When a change occurs in a published table, the database captures the change as a logical decoding event. This event is typically represented in JSON format and can be extracted using the wal2json or pgoutput plugins. These plugins decode the WAL records and provide information about the type of change (insert, update, or delete), the affected table, and the changed data. The event is then sent to the subscribed database, where it can be processed and applied to the corresponding table.

Replica Identity

When creating a publication, you can specify the REPLICA IDENTITY option to define the columns that will be used to identify rows for UPDATE and DELETE operations. This is crucial for ensuring data consistency during replication.

Here's a brief overview of the REPLICA IDENTITY option:

FULL: All columns of the table are used for row identification.
DEFAULT: The primary key columns are used for row identification.
INDEX: A specific index is used for row identification.

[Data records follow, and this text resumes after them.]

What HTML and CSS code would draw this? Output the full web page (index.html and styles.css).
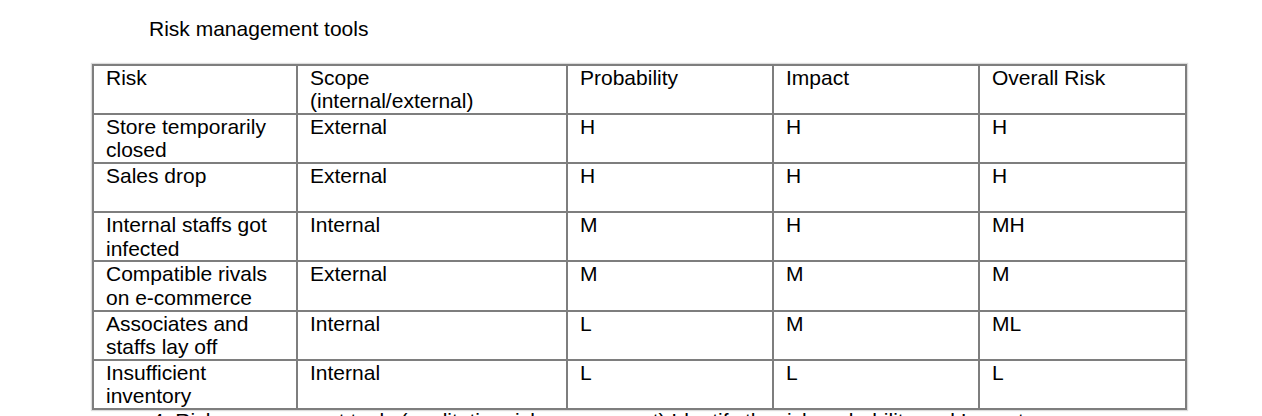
FILE: index.html
```html
<!DOCTYPE html>
<html>
<head>
<meta charset="utf-8">
<link rel="stylesheet" href="styles.css">
</head>
<body>
<div class="page">
  <p class="title">Risk management tools</p>
  <table class="risk-table">
    <colgroup>
      <col class="c1"><col class="c2"><col class="c3"><col class="c4"><col class="c5">
    </colgroup>
    <tr><td>Risk</td><td>Scope<br>(internal/external)</td><td>Probability</td><td>Impact</td><td>Overall Risk</td></tr>
    <tr><td>Store temporarily closed</td><td>External</td><td>H</td><td>H</td><td>H</td></tr>
    <tr><td>Sales drop</td><td>External</td><td>H</td><td>H</td><td>H</td></tr>
    <tr><td>Internal staffs got infected</td><td>Internal</td><td>M</td><td>H</td><td>MH</td></tr>
    <tr><td>Compatible rivals on e-commerce</td><td>External</td><td>M</td><td>M</td><td>M</td></tr>
    <tr><td>Associates and staffs lay off</td><td>Internal</td><td>L</td><td>M</td><td>ML</td></tr>
    <tr><td>Insufficient inventory</td><td>Internal</td><td>L</td><td>L</td><td>L</td></tr>
  </table>
  <p class="next">4. Risk management tools (qualitative risk assessment) Identify the risk probability and Impact</p>
</div>
</body>
</html>
```
FILE: styles.css
```css
html, body {
  margin: 0;
  padding: 0;
  background: #ffffff;
  overflow: hidden;
}
.page {
  width: 1262px;
  height: 416px;
  overflow: hidden;
  font-family: "Liberation Sans", Arial, sans-serif;
  font-size: 21px;
  line-height: 23.6px;
  color: #000;
}
.title {
  margin: 0;
  padding: 17px 0 0 149px;
}
.risk-table {
  margin: 23px 0 0 92px;
  width: 1093px;
  table-layout: fixed;
  border-collapse: collapse;
  border: 2px solid #7e7e7e;
  box-shadow: 0 0 1px 1px #dcdcdc;
}
.c1 { width: 204px; }
.c2 { width: 270px; }
.c3 { width: 206px; }
.c4 { width: 206px; }
.c5 { width: 207px; }
.risk-table td {
  border: 2px solid #7e7e7e;
  padding: 0 10px 0 12px;
  vertical-align: top;
  height: 47.2px;
}
.next {
  margin: -1px 0 0 152px;
  white-space: nowrap;
}
```
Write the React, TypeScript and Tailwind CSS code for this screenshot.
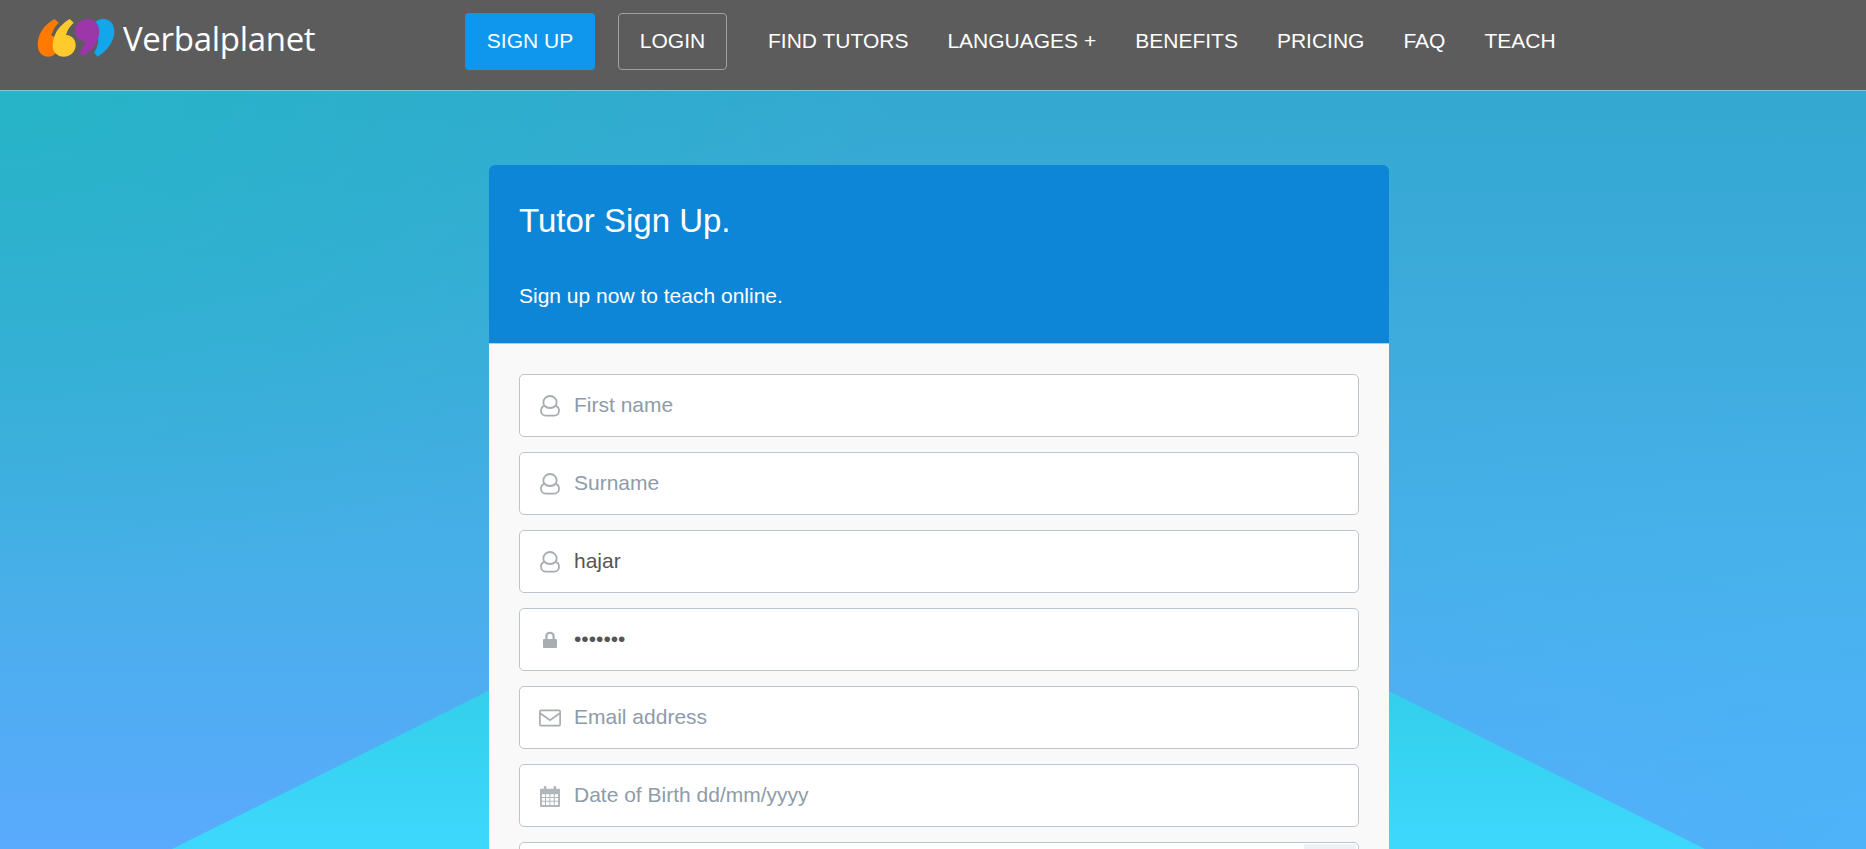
import React from "react";

const iconCls = "w-[22px] h-[22px] shrink-0";

function UserIcon() {
  return (
    <svg viewBox="0 0 22 22" className={iconCls} fill="none" stroke="#a7adb1" strokeWidth="1.800">
      <path d="M11 1c-3.800 0-6.600 2.700-6.600 6.400 0 1.400.4 2.500 1 3.400C3.300 11.500 2 13.300 2 15.500c0 3 1.800 5.200 4.600 5.200h8.800c2.800 0 4.600-2.200 4.600-5.200 0-2.200-1.300-4-3.400-4.700.6-.9 1-2 1-3.400C17.600 3.700 14.800 1 11 1Z" />
      <path d="M5.600 11c1.400 1.300 3.200 2 5.400 2s4-.7 5.400-2" />
    </svg>
  );
}

function LockIcon() {
  return (
    <svg viewBox="0 0 22 22" className={iconCls} fill="#a7adb1">
      <path d="M6.300 10V7.300C6.300 4.500 8.200 2.800 11 2.800s4.700 1.700 4.700 4.500V10h1.100c.6 0 1.200.5 1.200 1.100v6.800c0 .6-.6 1.100-1.200 1.100H5.200C4.600 19 4 18.500 4 17.900v-6.800C4 10.500 4.600 10 5.200 10h1.100Zm2.200 0h5V7.400c0-1.600-1-2.600-2.500-2.600s-2.500 1-2.500 2.600V10Z" />
    </svg>
  );
}

function MailIcon() {
  return (
    <svg viewBox="0 0 22 22" className={iconCls} fill="none" stroke="#a7adb1" strokeWidth="1.700">
      <rect x="0.900" y="3.300" width="20.200" height="15.400" rx="1.200" />
      <path d="M1.200 6.200 11 13.200l9.800-7" />
    </svg>
  );
}

function CalendarIcon() {
  return (
    <svg viewBox="0 0 22 22" className={iconCls}>
      <path
        fill="#b0b6ba"
        fillRule="evenodd"
        d="M2 3.800h2.800V2.400C4.800 1.500 5.400 1 6.100 1s1.300.5 1.300 1.400v1.400h7.200V2.400c0-.9.600-1.400 1.300-1.400s1.300.5 1.300 1.400v1.400H20c.6 0 1 .4 1 1V21c0 .6-.4 1-1 1H2c-.6 0-1-.4-1-1V4.800c0-.6.400-1 1-1Zm1 5.400v2.700h3V9.200H3Zm4 0v2.700h3.400V9.200H7Zm4.400 0v2.700h3.400V9.200h-3.400Zm4.400 0v2.700H19V9.200h-3.200ZM3 12.900v2.800h3v-2.800H3Zm4 0v2.800h3.400v-2.800H7Zm4.400 0v2.800h3.400v-2.800h-3.400Zm4.400 0v2.800H19v-2.800h-3.200ZM3 16.700V20h3v-3.300H3Zm4 0V20h3.400v-3.300H7Zm4.400 0V20h3.400v-3.300h-3.400Zm4.400 0V20H19v-3.300h-3.200Z"
      />
    </svg>
  );
}

function Logo() {
  return (
    <svg viewBox="0 0 300 180" className="w-[100px] h-[60px] shrink-0 -mt-[3px]">
      <path fill="#ff7a00" d="M74 27C42 44 23 72 23 105c0 23 15 35 32 35 17 0 30-15 30-32 0-18-13-30-21-32 4-14 12-28 22-38Z" />
      <path fill="#ffca2b" d="M119 27C86 46 68 76 68 108c0 20 16 32 33 32 21 0 36-16 36-35 0-17-13-30-29-30 4-15 12-27 23-37Z" />
      <path fill="#14a6ea" d="M220 27c-15 0-27 8-28 18l13 50c-3 12-6 24-13 33l11 12c32-20 50-50 50-75 0-23-13-38-33-38Z" />
      <path fill="#9c37aa" d="M175 27c-22 0-40 15-40 35 0 19 15 31 30 31-3 13-9 25-17 35l11 10c33-18 49-48 49-73 0-23-13-38-33-38Z" />
    </svg>
  );
}

function Field({
  icon,
  placeholder,
  value,
  type = "text",
  extra,
}: {
  icon: React.ReactNode;
  placeholder?: string;
  value?: string;
  type?: string;
  extra?: boolean;
}) {
  return (
    <div className="flex items-center h-[63px] bg-white border border-[#bdc4cb] rounded-[5px] pl-[19px] gap-[13px] overflow-hidden shrink-0">
      {icon}
      {extra ? (
        <div className="ml-auto self-stretch w-[52px] mr-[2px] mt-[1px] bg-[#f0f1f6]" />
      ) : (
        <input
          type={type}
          readOnly
          placeholder={placeholder}
          defaultValue={value}
          className="flex-1 min-w-0 -mt-[1px] bg-transparent outline-none text-[21px] text-[#555555] placeholder:text-[#8e9baa] font-['Liberation_Sans',sans-serif]"
        />
      )}
    </div>
  );
}

const links = [
  { label: "FIND TUTORS", cls: "ml-[41px]" },
  { label: "LANGUAGES +", cls: "ml-[39px]" },
  { label: "BENEFITS", cls: "ml-[39px]" },
  { label: "PRICING", cls: "ml-[39px]" },
  { label: "FAQ", cls: "ml-[39px]" },
  { label: "TEACH", cls: "ml-[39px]" },
];

export default function App() {
  return (
    <div className="relative h-screen overflow-hidden font-['Liberation_Sans',Arial,sans-serif] text-white bg-[radial-gradient(ellipse_900px_500px_at_0px_90px,rgba(34,184,196,0.75),rgba(34,184,196,0)),radial-gradient(ellipse_900px_500px_at_1866px_849px,rgba(70,185,245,0.6),rgba(70,185,245,0)),linear-gradient(180deg,#34a8d1_90px,#47afe8_560px,#5aaafd_849px)]">
      <div className="absolute inset-0 [clip-path:polygon(938.5px_466px,1705px_849px,172px_849px)] bg-[linear-gradient(180deg,#2ac4dc_466px,#33cfeb_691px,#3dd8fc_849px)]" />

      <header className="relative flex items-start pt-[13px] h-[91px] bg-[#5c5c5c] border-b border-b-[#7fc8dc]">
        <div className="flex items-center w-[465px] pl-[30px] h-[57px]">
          <Logo />
          <span className="-ml-[7px] -mt-[6px] text-[33px] tracking-[-0.3px] font-['Open_Sans',sans-serif] text-white leading-none">Verbalplanet</span>
        </div>
        <a className="flex items-center justify-center w-[130px] h-[57px] pb-[2px] rounded-[4px] bg-[#0f96ed] text-[21px]">SIGN UP</a>
        <a className="ml-[23px] flex items-center justify-center w-[109px] h-[57px] pb-[2px] rounded-[4px] border border-[#a0a0a0] text-[21px]">LOGIN</a>
        {links.map((l) => (
          <a key={l.label} className={`${l.cls} h-[57px] flex items-center -mt-[1px] text-[21px] whitespace-nowrap`}>
            {l.label}
          </a>
        ))}
      </header>

      <main className="relative w-[900px] ml-[489px] mt-[74px] rounded-t-[6px] overflow-hidden">
        <div className="h-[179px] bg-[#0e86d8] border-b border-b-[#c4c8cc] px-[30px] flex flex-col">
          <h1 className="h-[98px] pt-[36px] text-[33px] leading-[40px] border-b border-b-[#0b84df]">Tutor Sign Up.</h1>
          <p className="mt-[21px] text-[21px] leading-[24px]">Sign up now to teach online.</p>
        </div>
        <div className="bg-[#f9f9f9] px-[30px] pt-[30px] pb-[30px] flex flex-col gap-[15px]">
          <Field icon={<UserIcon />} placeholder="First name" />
          <Field icon={<UserIcon />} placeholder="Surname" />
          <Field icon={<UserIcon />} value="hajar" />
          <Field icon={<LockIcon />} type="password" value="1234567" />
          <Field icon={<MailIcon />} placeholder="Email address" />
          <Field icon={<CalendarIcon />} placeholder="Date of Birth dd/mm/yyyy" />
          <Field icon={null} extra />
        </div>
      </main>
    </div>
  );
}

By carefully choosing the REPLICA IDENTITY for your publications, you can ensure that changes are captured and replicated correctly.

Replication Slot

A replication slot is a logical location within a PostgreSQL database where changes are captured and stored for subsequent processing. It acts as a buffer that holds the WAL records until they are consumed by a replication process. By creating a logical replication slot, you can control the replication process and ensure that changes are captured consistently. Replication slots are essential for logical replication and CDC, as they provide a mechanism for managing the flow of change data.

Triggers

Triggers are procedural code blocks that are executed automatically in response to specific events within a database. In the context of CDC, triggers can be used to capture changes and send them to a target system. For example, you could create a trigger on a table that fires whenever a row is inserted, updated, or deleted. The trigger could then extract the relevant change data and send it to a messaging queue or a remote database.

Materialized Views

Materialized views are pre-computed views that store the results of a query. While they are not specifically designed for CDC, they can be used in certain scenarios to capture and track changes. By creating a materialized view that reflects the data in a source table, you can periodically refresh the view to capture any changes that have occurred. This approach can be useful when real-time updates are not critical, and when you need to maintain a historical record of changes.

Note: While materialized views can be used for CDC, they may not be as efficient or reliable as other methods, especially for large datasets or high-transaction environments. Logical replication and triggers are generally considered more suitable for real-time CDC scenarios.

Output Plugins

An output plugin is a component that receives change data from the CDC process and delivers it to a target system. It can be a built-in feature of the CDC solution or a third-party plugin. The choice of output plugin depends on the desired target system and the specific requirements of your use case.

Some common output plugins include:

Kafka connectors: For sending change data to Kafka for further processing.
Database connectors: For replicating data to other databases or data warehouses (i.e. to create tables downstream).
Messaging system connectors: For integrating with messaging systems like RabbitMQ or ActiveMQ.
Custom output plugins: For creating custom output mechanisms tailored to specific requirements.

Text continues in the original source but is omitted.